# What to work on
From the entries below, report how many lines contain the string "styles". Give only that number.

======

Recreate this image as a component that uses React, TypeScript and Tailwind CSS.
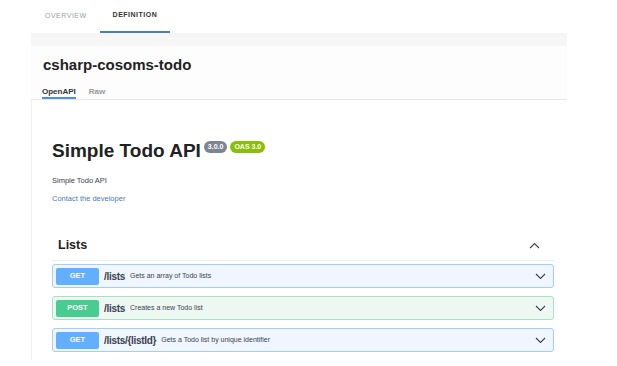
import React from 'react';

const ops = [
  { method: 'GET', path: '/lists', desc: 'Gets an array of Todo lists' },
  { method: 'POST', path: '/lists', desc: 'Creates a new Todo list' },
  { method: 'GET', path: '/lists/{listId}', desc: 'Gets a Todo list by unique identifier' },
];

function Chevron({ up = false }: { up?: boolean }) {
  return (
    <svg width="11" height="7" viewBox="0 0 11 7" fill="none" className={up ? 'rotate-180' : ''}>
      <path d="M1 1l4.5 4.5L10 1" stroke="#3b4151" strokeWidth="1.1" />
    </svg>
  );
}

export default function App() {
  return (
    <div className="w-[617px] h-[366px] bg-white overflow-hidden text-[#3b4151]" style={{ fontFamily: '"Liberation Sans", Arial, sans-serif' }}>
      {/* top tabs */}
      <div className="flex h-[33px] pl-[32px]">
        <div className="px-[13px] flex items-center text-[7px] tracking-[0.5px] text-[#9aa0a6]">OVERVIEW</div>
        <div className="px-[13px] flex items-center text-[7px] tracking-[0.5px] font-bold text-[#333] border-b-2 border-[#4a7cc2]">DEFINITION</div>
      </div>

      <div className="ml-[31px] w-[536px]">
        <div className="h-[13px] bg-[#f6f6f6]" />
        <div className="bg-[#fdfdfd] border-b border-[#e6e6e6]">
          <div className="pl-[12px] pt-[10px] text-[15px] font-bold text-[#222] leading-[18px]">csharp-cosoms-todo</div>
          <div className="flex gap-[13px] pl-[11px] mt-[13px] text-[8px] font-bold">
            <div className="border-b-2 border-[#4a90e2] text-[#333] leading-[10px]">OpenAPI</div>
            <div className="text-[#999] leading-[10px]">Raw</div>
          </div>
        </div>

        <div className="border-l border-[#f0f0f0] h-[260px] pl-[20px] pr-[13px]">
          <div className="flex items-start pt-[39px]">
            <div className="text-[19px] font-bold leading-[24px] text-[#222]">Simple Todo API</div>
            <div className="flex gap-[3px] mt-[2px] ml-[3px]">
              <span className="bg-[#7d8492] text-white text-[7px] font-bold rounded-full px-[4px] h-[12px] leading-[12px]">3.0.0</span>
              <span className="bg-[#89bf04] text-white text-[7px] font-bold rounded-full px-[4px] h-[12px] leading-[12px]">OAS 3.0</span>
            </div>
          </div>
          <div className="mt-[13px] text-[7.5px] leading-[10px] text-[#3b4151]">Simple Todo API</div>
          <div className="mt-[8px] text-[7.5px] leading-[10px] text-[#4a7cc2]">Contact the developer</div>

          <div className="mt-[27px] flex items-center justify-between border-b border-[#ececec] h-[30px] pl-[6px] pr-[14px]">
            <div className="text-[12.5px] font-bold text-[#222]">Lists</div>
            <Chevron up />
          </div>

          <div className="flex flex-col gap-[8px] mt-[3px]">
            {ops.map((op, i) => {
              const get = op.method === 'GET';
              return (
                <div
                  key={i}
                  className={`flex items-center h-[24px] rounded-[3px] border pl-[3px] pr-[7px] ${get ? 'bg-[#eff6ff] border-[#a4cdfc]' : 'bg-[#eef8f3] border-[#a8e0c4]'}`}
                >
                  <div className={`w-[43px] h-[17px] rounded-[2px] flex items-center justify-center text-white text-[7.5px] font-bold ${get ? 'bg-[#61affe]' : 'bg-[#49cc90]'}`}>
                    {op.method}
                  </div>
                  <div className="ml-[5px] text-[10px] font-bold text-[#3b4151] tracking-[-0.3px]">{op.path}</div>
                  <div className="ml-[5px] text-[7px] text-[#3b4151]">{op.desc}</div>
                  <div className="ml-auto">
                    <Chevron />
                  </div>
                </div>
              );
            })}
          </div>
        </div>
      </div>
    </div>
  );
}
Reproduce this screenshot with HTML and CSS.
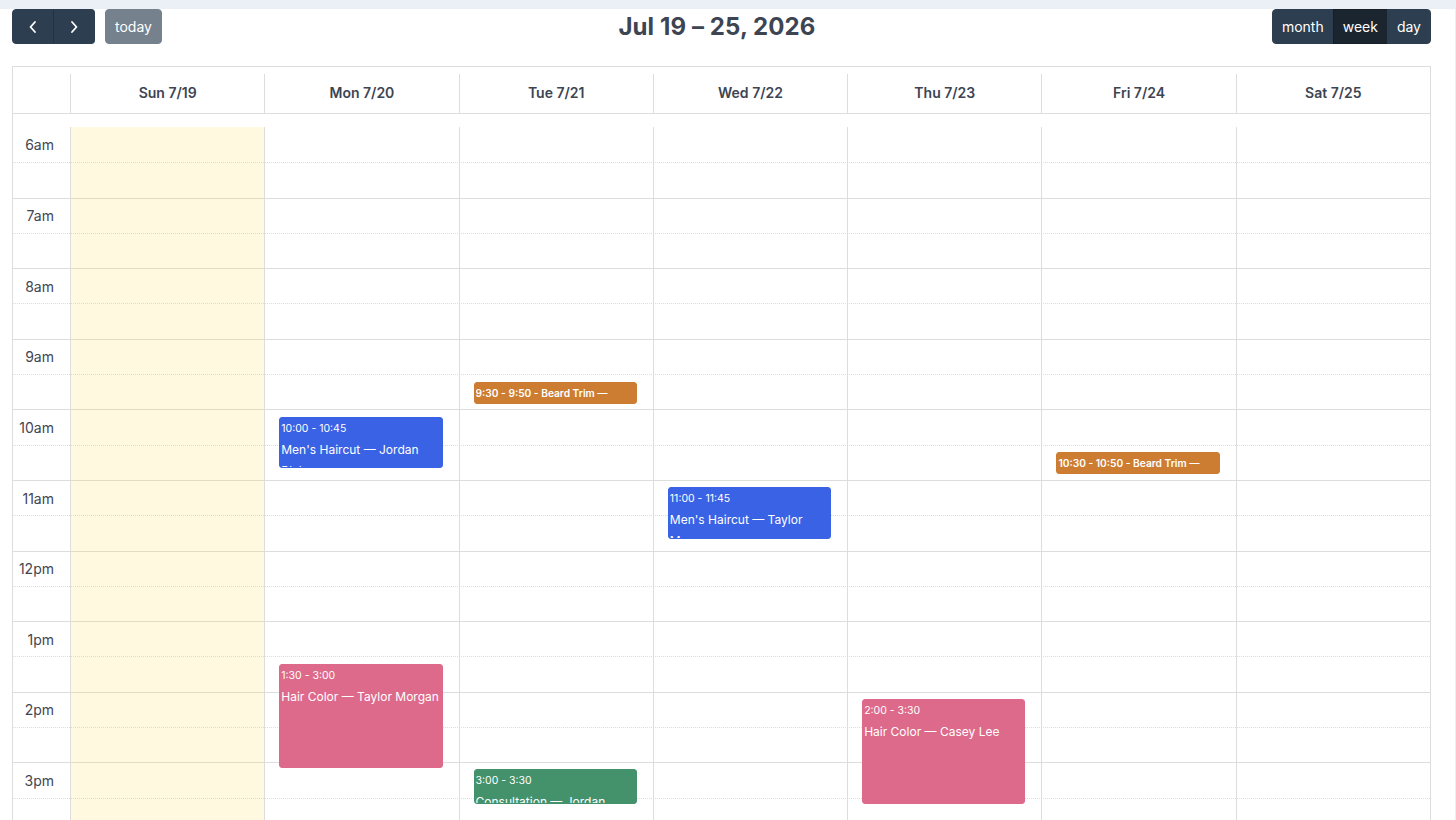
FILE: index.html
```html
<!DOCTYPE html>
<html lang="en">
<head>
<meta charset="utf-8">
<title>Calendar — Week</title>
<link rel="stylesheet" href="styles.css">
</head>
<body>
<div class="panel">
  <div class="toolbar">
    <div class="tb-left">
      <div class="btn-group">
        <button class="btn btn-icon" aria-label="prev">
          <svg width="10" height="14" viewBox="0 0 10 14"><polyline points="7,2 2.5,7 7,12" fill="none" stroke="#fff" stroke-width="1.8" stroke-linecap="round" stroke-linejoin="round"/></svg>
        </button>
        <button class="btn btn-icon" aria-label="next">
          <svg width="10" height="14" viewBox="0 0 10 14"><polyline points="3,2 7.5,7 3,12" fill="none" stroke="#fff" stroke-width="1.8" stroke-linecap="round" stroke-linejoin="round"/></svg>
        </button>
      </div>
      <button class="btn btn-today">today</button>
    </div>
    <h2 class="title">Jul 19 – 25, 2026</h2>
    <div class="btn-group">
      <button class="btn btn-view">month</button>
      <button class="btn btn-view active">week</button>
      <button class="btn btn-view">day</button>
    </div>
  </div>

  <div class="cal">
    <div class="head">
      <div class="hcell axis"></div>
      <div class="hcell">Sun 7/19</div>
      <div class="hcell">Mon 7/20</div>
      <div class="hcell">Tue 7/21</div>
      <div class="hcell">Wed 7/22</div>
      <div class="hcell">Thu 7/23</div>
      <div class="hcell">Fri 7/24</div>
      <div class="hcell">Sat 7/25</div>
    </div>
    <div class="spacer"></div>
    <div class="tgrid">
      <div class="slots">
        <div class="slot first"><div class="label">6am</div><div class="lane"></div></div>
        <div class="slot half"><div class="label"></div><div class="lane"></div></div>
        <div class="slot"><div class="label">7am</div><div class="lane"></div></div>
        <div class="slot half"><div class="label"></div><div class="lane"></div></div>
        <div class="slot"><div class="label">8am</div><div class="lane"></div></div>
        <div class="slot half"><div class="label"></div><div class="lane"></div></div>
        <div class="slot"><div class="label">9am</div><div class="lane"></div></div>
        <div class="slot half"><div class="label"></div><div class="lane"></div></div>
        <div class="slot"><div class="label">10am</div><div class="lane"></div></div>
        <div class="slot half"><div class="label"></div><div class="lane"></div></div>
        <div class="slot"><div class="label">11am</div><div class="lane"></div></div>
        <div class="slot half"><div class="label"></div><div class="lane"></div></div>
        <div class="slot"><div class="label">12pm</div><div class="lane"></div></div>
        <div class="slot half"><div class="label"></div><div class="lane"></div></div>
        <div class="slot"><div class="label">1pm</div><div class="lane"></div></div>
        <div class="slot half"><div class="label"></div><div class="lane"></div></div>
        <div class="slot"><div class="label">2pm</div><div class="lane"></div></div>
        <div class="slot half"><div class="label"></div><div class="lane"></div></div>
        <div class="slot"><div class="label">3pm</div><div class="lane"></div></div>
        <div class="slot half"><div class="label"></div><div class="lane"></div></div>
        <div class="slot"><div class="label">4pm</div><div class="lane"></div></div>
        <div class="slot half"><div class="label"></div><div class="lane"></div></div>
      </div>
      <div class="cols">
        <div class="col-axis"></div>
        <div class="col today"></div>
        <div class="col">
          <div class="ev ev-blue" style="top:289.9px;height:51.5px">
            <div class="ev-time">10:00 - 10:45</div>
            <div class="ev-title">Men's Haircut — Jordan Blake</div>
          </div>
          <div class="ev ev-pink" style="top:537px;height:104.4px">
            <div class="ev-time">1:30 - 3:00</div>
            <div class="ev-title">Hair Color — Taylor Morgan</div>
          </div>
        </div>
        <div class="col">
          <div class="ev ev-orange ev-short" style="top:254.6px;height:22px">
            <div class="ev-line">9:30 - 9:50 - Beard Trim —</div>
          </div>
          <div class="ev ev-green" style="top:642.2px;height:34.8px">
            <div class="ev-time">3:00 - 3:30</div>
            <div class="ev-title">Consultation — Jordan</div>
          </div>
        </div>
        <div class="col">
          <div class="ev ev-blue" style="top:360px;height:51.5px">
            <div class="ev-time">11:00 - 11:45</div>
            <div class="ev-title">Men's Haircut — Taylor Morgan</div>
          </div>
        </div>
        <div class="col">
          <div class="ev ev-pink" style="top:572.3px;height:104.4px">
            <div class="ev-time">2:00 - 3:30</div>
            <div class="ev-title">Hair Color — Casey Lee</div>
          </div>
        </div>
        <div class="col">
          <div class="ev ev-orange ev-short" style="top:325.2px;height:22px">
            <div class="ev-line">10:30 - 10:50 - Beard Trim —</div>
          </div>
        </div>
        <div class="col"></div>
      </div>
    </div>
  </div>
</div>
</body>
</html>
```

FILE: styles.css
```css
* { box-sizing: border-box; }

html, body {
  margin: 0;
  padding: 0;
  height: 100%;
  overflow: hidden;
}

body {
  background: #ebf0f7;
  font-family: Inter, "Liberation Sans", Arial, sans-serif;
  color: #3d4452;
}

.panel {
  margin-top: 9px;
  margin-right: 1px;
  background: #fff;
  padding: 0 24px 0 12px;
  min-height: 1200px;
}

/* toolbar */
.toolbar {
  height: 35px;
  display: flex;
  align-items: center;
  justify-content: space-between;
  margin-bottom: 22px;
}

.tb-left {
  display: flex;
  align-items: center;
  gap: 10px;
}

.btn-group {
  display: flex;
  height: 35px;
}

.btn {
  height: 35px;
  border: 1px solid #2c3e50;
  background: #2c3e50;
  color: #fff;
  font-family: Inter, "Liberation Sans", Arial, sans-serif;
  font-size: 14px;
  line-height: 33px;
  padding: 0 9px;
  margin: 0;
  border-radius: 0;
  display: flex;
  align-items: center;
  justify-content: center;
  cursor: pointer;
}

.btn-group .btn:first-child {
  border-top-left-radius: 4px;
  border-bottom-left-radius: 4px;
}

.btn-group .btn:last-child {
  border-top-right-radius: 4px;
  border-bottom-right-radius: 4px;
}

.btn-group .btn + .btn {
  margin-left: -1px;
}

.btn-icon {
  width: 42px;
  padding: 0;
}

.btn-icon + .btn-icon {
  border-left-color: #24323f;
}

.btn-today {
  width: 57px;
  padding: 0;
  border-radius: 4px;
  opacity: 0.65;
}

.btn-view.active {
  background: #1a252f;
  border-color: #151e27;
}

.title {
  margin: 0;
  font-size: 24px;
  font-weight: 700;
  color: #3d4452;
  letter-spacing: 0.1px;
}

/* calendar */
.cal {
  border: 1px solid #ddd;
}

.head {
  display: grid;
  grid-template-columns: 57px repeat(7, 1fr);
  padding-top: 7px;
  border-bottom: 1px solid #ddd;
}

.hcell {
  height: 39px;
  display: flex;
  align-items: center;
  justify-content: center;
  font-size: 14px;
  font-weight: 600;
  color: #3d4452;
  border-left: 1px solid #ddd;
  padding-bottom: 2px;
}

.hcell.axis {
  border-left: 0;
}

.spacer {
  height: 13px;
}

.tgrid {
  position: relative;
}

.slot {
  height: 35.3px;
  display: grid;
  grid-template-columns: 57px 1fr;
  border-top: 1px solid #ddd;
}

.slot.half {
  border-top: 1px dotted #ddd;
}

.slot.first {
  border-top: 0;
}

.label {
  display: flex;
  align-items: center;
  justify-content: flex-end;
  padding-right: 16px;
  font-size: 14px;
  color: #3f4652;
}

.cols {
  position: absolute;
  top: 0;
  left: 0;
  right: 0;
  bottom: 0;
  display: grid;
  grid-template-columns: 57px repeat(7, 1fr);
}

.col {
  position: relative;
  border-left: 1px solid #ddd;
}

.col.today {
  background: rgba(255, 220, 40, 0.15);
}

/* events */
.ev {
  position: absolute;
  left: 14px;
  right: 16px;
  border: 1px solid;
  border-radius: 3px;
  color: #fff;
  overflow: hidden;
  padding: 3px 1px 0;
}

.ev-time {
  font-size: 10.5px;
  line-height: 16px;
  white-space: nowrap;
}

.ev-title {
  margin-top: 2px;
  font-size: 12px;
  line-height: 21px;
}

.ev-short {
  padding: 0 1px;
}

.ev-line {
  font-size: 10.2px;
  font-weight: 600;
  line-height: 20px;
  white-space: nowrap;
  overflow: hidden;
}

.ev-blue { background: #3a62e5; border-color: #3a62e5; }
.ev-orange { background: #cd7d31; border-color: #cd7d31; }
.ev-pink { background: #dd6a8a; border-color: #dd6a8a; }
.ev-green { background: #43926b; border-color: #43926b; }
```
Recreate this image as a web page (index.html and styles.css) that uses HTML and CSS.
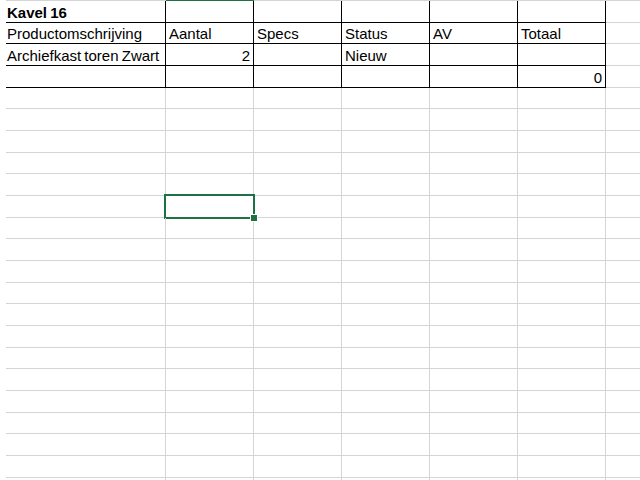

======

# Written response
3